Ray’s trial last year concluded with the 62-year-old being found guilty of 15 federal counts including extortion, sex trafficking, and racketeering conspiracy. He was sentenced to 60 years in prison. The most devastating survivor testimony was given by Claudia Drury, a former follower who became a prostitute at Ray’s urging—working seven days a week, she claimed, and earning about $2.5 million. She described one evening in 2018 when Ray handcuffed her to a chair, covered her head with a plastic bag, choked her, and threatened to kill her.

“Things came out of the trial that you could only describe as sickening,” says Heinzerling, noting that the trial included video evidence of Ray torturing and interrogating his followers. In one video, a follower confesses to poisoning Ray with cyanide after Ray convinces her that she had done so. Another video shows Ray threatening a male follower and forcing pliers into his mouth. A selection of these disturbing and difficult-to-watch videos are interspersed in the docuseries, supplementing the survivors’ accounts of abuse.

“A lot of the [filmmaking] process was deciding what not to include because each video seemed more horrible than the next,” says Heinzerling. But strangely, Ray offered the filmmaker use of his own incriminating audio. “He described [them] as confessions,” says the filmmaker, “but [they were] pretty clearly more of an interrogation session.”

In one audio segment, which was presented at trial, Ray asks for his “sharpest razor,” requests a hammer, and shouts at a young man named Santos Rosario, “I swear I’ll put this through your skull.”

Heinzerling says the project began when one survivor, Daniel Levin, reached out in the hopes that the filmmaker would make a documentary told from the survivors’ point of view.

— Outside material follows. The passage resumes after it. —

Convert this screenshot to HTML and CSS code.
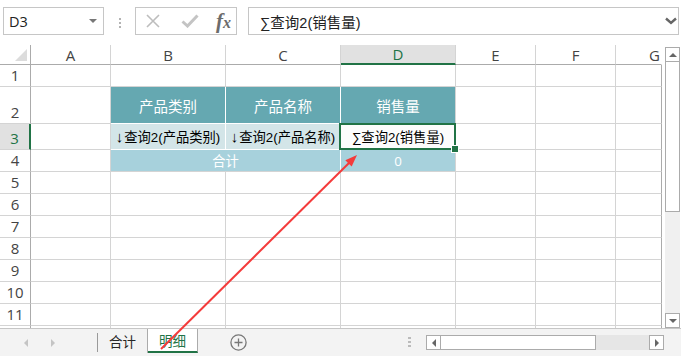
FILE: index.html
```html
<!DOCTYPE html>
<html lang="zh">
<head>
    <meta charset="UTF-8">
    <title>销售汇总</title>
    <link rel="stylesheet" href="styles.css">
</head>
<body>
<div class="app">
    <!-- barra de fórmulas -->
    <div class="formula-bar">
        <div class="name-box"><span>D3</span><span class="caret"></span></div>
        <div class="grip"><i></i><i></i><i></i></div>
        <div class="fn-box">
            <svg class="ico-x" width="14" height="14" viewBox="0 0 14 14"><path d="M1 1 L13 13 M13 1 L1 13" /></svg>
            <svg class="ico-ok" width="18" height="14" viewBox="0 0 18 14"><path d="M1.5 7.5 L6.5 12 L16.5 1.5" /></svg>
            <span class="fx">f<span>x</span></span>
        </div>
        <div class="formula-input">
            <span>∑查询2(销售量)</span>
            <svg class="chev" width="12" height="8" viewBox="0 0 12 8"><path d="M1 1.5 L6 6 L11 1.5" /></svg>
        </div>
    </div>

    <div class="sheet">
        <div class="grid">
            <div class="corner"><span></span></div>
            <div class="ch">A</div>
            <div class="ch">B</div>
            <div class="ch">C</div>
            <div class="ch on">D</div>
            <div class="ch">E</div>
            <div class="ch">F</div>
            <div class="ch last">G</div>

            <div class="rh">1</div><div></div><div></div><div></div><div></div><div></div><div></div><div class="edge"></div>

            <div class="rh">2</div>
            <div></div>
            <div class="th">产品类别</div>
            <div class="th">产品名称</div>
            <div class="th end">销售量</div>
            <div></div><div></div><div class="edge"></div>

            <div class="rh on">3</div>
            <div></div>
            <div class="tq"><b class="arr">↓</b>查询2(产品类别)</div>
            <div class="tq"><b class="arr">↓</b>查询2(产品名称)</div>
            <div class="tq sel">∑查询2(销售量)</div>
            <div></div><div></div><div class="edge"></div>

            <div class="rh">4</div>
            <div></div>
            <div class="tt merged">合计</div>
            <div class="tt">0</div>
            <div></div><div></div><div class="edge"></div>

            <div class="rh">5</div><div></div><div></div><div></div><div></div><div></div><div></div><div class="edge"></div>
            <div class="rh">6</div><div></div><div></div><div></div><div></div><div></div><div></div><div class="edge"></div>
            <div class="rh">7</div><div></div><div></div><div></div><div></div><div></div><div></div><div class="edge"></div>
            <div class="rh">8</div><div></div><div></div><div></div><div></div><div></div><div></div><div class="edge"></div>
            <div class="rh">9</div><div></div><div></div><div></div><div></div><div></div><div></div><div class="edge"></div>
            <div class="rh">10</div><div></div><div></div><div></div><div></div><div></div><div></div><div class="edge"></div>
            <div class="rh">11</div><div></div><div></div><div></div><div></div><div></div><div></div><div class="edge"></div>
            <div class="rh"></div><div></div><div></div><div></div><div></div><div></div><div></div><div class="edge"></div>
        </div>

        <div class="vscroll">
            <div class="sb-btn"><span class="tri up"></span></div>
            <div class="sb-thumb"></div>
            <div class="sb-track"></div>
            <div class="sb-btn"><span class="tri down"></span></div>
        </div>
    </div>

    <!-- pestañas de hojas -->
    <div class="tabs">
        <div class="tab-nav"><span class="tri left"></span><span class="tri right"></span></div>
        <div class="tab-sep"></div>
        <div class="tab">合计</div>
        <div class="tab active">明细</div>
        <div class="add-sheet">
            <svg width="17" height="17" viewBox="0 0 17 17"><circle cx="8.5" cy="8.5" r="7.6" /><path d="M8.5 4.5 V12.5 M4.5 8.5 H12.5" /></svg>
        </div>
        <div class="grip grip-h"><i></i><i></i><i></i></div>
        <div class="hscroll">
            <div class="sb-btn"><span class="tri left dark"></span></div>
            <div class="sb-thumb"></div>
            <div class="sb-track"></div>
            <div class="sb-btn"><span class="tri right dark"></span></div>
        </div>
    </div>

    <!-- flecha de anotación -->
    <svg class="annotation" width="681" height="356" viewBox="0 0 681 356">
        <line x1="161" y1="349" x2="350" y2="162" />
        <polygon points="357,155 351.7,166.6 345.3,160.2" />
    </svg>
</div>
</body>
</html>
```

FILE: styles.css
```css
* {
    margin: 0;
    padding: 0;
    box-sizing: border-box;
}

body {
    width: 681px;
    height: 356px;
    overflow: hidden;
    background: #fff;
    font-family: 'Open Sans', 'Noto Sans CJK SC', sans-serif;
    color: #222;
}

.app {
    position: relative;
    width: 681px;
    height: 356px;
}

/* Barra de fórmulas */
.formula-bar {
    display: flex;
    align-items: flex-start;
    height: 45px;
    padding-top: 7px;
}

.name-box {
    width: 101px;
    height: 28px;
    margin-left: 3px;
    border: 1px solid #c6c6c6;
    display: flex;
    align-items: center;
    justify-content: space-between;
    padding: 0 6px 0 5px;
    font-size: 14.5px;
    color: #222;
}

.caret {
    width: 0;
    height: 0;
    border-left: 4px solid transparent;
    border-right: 4px solid transparent;
    border-top: 4px solid #777;
}

.grip {
    display: flex;
    flex-direction: column;
    gap: 2px;
    margin-left: 15px;
    margin-top: 11px;
}

.grip i {
    display: block;
    width: 2px;
    height: 2px;
    background: #b3b3b3;
}

.fn-box {
    width: 102px;
    height: 28px;
    margin-left: 14px;
    border: 1px solid #c6c6c6;
    display: flex;
    align-items: center;
    padding-left: 10px;
}

.ico-x path {
    stroke: #bdbdbd;
    stroke-width: 1.6;
    fill: none;
}

.ico-ok {
    margin-left: 21px;
}

.ico-ok path {
    stroke: #c4c4c4;
    stroke-width: 3;
    fill: none;
}

.fx {
    margin-left: 17px;
    font-family: 'Liberation Serif', serif;
    font-style: italic;
    font-weight: bold;
    font-size: 21px;
    color: #6c6c6c;
    line-height: 1;
}

.fx span {
    font-size: 16px;
}

.formula-input {
    width: 431px;
    height: 28px;
    margin-left: 11px;
    border: 1px solid #c6c6c6;
    display: flex;
    align-items: center;
    justify-content: space-between;
    padding: 0 1px 0 11px;
    font-family: 'Liberation Sans', 'Noto Sans CJK SC', sans-serif;
    font-size: 14.5px;
    color: #222;
}

.chev path {
    stroke: #666;
    stroke-width: 2.4;
    fill: none;
}

/* Hoja */
.sheet {
    display: flex;
    height: 283px;
}

.grid {
    display: grid;
    grid-template-columns: 31px 80px 115px 115px 115px 80px 80px 46px;
    grid-template-rows: 20px 22px 37px 26px 22px repeat(8, 22px);
    width: 662px;
    height: 283px;
    overflow: hidden;
}

.grid > div {
    border-right: 1px solid #d4d4d4;
    border-bottom: 1px solid #d4d4d4;
    display: flex;
    align-items: center;
    justify-content: center;
    white-space: nowrap;
    overflow: hidden;
}

.grid > .edge {
    border-right-color: #ababab;
}

.corner {
    border-right-color: #ababab !important;
    border-bottom-color: #ababab !important;
    justify-content: flex-end !important;
    align-items: flex-end !important;
    padding: 0 3px 3px 0;
}

.corner span {
    width: 0;
    height: 0;
    border-left: 12px solid transparent;
    border-bottom: 12px solid #dcdcdc;
}

.ch {
    border-bottom-color: #ababab !important;
    font-size: 15px;
    color: #444;
}

.ch.last {
    border-right-color: transparent !important;
    justify-content: flex-end !important;
    padding-right: 1px;
}

.ch.on {
    background: #e1e1e1;
    color: #217346;
    border-bottom: 2px solid #217346 !important;
}

.rh {
    border-right-color: #ababab !important;
    align-items: flex-end !important;
    padding-bottom: 1px;
    font-size: 15px;
    color: #444;
}

.rh.on {
    background: #e1e1e1;
    color: #217346;
    border-right: 2px solid #217346 !important;
}

.th {
    background: #65a8b1;
    color: #fff;
    font-size: 14.5px;
    border-right-color: #fff !important;
    border-bottom-color: #fff !important;
}

.th.end {
    border-right-color: #d4d4d4 !important;
}

.tq {
    background: #d3e5e8;
    color: #000;
    font-family: 'Liberation Sans', 'Noto Sans CJK SC', sans-serif;
    font-size: 13.3px;
    border-right-color: #fff !important;
    border-bottom-color: #fff !important;
}

.tq .arr {
    font-size: 15px;
    margin-right: 1px;
}

.tt {
    background: #a7d1dc;
    color: #fff;
    font-size: 13.3px;
}

.tt.merged {
    grid-column: span 2;
    border-right-color: #fff !important;
}

.tq.sel {
    position: relative;
    overflow: visible !important;
    background: #fcfcfc;
    border-right-color: #d4d4d4 !important;
    border-bottom-color: #d4d4d4 !important;
}

.tq.sel::before {
    content: '';
    position: absolute;
    left: -2px;
    top: -1px;
    right: -1px;
    bottom: -1px;
    border: 2px solid #217346;
}

.tq.sel::after {
    content: '';
    position: absolute;
    right: -3px;
    bottom: -3px;
    width: 6px;
    height: 6px;
    background: #217346;
    outline: 1px solid #fff;
}

/* Barras de desplazamiento */
.vscroll {
    width: 15px;
    margin-left: 3px;
    padding-top: 2px;
    display: flex;
    flex-direction: column;
}

.sb-btn {
    width: 15px;
    height: 15px;
    border: 1px solid #ababab;
    background: #fff;
    display: flex;
    align-items: center;
    justify-content: center;
    flex-shrink: 0;
}

.vscroll .sb-thumb {
    height: 150px;
    background: #fff;
    border: 1px solid #ababab;
    border-top: none;
}

.vscroll .sb-track {
    flex: 1;
    background: #f0f0f0;
}

.tri {
    width: 0;
    height: 0;
}

.tri.up {
    border-left: 4px solid transparent;
    border-right: 4px solid transparent;
    border-bottom: 4px solid #666;
}

.tri.down {
    border-left: 4px solid transparent;
    border-right: 4px solid transparent;
    border-top: 4px solid #666;
}

.tri.left {
    border-top: 4px solid transparent;
    border-bottom: 4px solid transparent;
    border-right: 4px solid #c4c4c4;
}

.tri.right {
    border-top: 4px solid transparent;
    border-bottom: 4px solid transparent;
    border-left: 4px solid #c4c4c4;
}

.tri.dark {
    border-left-color: transparent;
    border-right-color: transparent;
}

.tri.left.dark {
    border-right-color: #666;
}

.tri.right.dark {
    border-left-color: #666;
}

/* Pestañas */
.tabs {
    display: flex;
    align-items: flex-start;
    height: 28px;
    background: #f3f3f3;
    border-top: 1px solid #c6c6c6;
}

.tab-nav {
    width: 97px;
    height: 27px;
    display: flex;
    align-items: center;
    padding-left: 24px;
    gap: 23px;
}

.tab-sep {
    width: 1px;
    height: 19px;
    margin-top: 4px;
    background: #9a9a9a;
}

.tab {
    width: 50px;
    height: 24px;
    border-right: 1px solid #ababab;
    display: flex;
    align-items: center;
    justify-content: center;
    font-size: 13.5px;
    color: #262626;
}

.tab.active {
    background: #fff;
    color: #217346;
    border-bottom: 2px solid #217346;
}

.add-sheet {
    margin-left: 32px;
    margin-top: 5px;
    height: 17px;
}

.add-sheet circle,
.add-sheet path {
    stroke: #777;
    stroke-width: 1.3;
    fill: none;
}

.grip-h {
    margin-left: 161px;
    margin-top: 8px;
}

.grip-h i {
    width: 3px;
    height: 2px;
    background: #bbb;
}

.hscroll {
    display: flex;
    width: 238px;
    height: 15px;
    margin-left: 15px;
    margin-top: 6px;
}

.hscroll .sb-thumb {
    width: 155px;
    background: #fff;
    border: 1px solid #ababab;
    border-left: none;
}

.hscroll .sb-track {
    flex: 1;
    background: #e6e6e6;
}

/* Anotación */
.annotation {
    position: absolute;
    left: 0;
    top: 0;
    pointer-events: none;
}

.annotation line {
    stroke: #f43b3b;
    stroke-width: 2;
}

.annotation polygon {
    fill: #f43b3b;
}
```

Heinzerling got in touch with other victims, who were at different points in their recovery process, and convinced them to participate as well. “The Rosario siblings [Santos and Yalitza], when I first spoke to them, were out [of Ray’s hold] physically, but still not sure what to make of what had happened and still processing it,” says Heinzerling. “Talking about their [experiences was a way to] strengthen their sense of their own story, which had been stolen from them by Larry, who was telling a version of themselves and their story that wasn’t real.”

Victims Felicia Rosario and Isabella Pollok, however, were still very much defending Ray when Heinzerling sat down with them. “That was the reason [they wanted] to talk to me,” says the filmmaker. “They were still under his grip and interested in setting the record straight from the damage that the article [New York Magazine’s bombshell feature] had done to Larry’s reputation.”

While filming, Heinzerling stayed in touch with cult specialist Rachel Bernstein and helped connect Felicia and Pollok with organizations that aided both young women with housing, jobs, and legal support. (Pollock, who has been described as Ray’s “trusted lieutenant,” pleaded guilty to conspiring to launder money last year and is awaiting sentencing.) The third episode of the docuseries tracks Felicia as she slowly awakens from Ray’s spell.

Heinzerling also sat down with Ray himself at a New York City diner, before he was taken into custody and charged. The filmmaker says that Ray “did 99% of the talking” during the meeting: “He bought his backpack and documents that he used to show why he was credible…He was reciting the same victim conspiracy theories” that Heinzerling had already heard via the survivors.

“There wasn’t a lot of insight into speaking with him,” says the filmmaker. He interviewed Ray but ultimately decided not to use the material. “It wasn’t of much value or insight. I don’t think you can get anything legitimate from someone like that—I don’t know if there’s anything [to him or his thinking] beyond the delusion, or if it’s too deep to access. I was much more interested in Isabella and Daniel and the other victims than speaking with Larry.”

Heinzerling feels as though justice was served with Ray’s 60-year sentence. He commends Judge Lewis J. Liman for meting out a punishment commensurate with “the level of cruelty inflicted in these crimes, and how insidious it was.”

The filmmaker notes that Ray could easily have kept brainwashing impressionable young adults had New York Magazine not published its initial exposé about him. And that exposé might not have happened had a Sarah Lawrence alum not tipped off reporters about what appeared to be a blackmail website created by Ray to keep Drury under his control.

“The guy got away with this for 10 years, and it would’ve continued had he not published [that website] that Claudia’s friend saw,” says Heinzerling. “Isabella and Felicia probably would still be living with Larry. Cops came to [Ray’s] house. Parents came to the house.” Even though Larry’s relationships with his followers were “obviously abusive” in retrospect, his followers were adults—making it difficult to hold Ray accountable.

“There’s a lot that the justice system and general public can understand about control and undue influence—these ideas that feel esoteric, but actually are happening all the time around us,” says the filmmaker. “If we can have a general knowledge of it, then hopefully people who see situations that seem suspect will do something about it. Because it’s tragic.”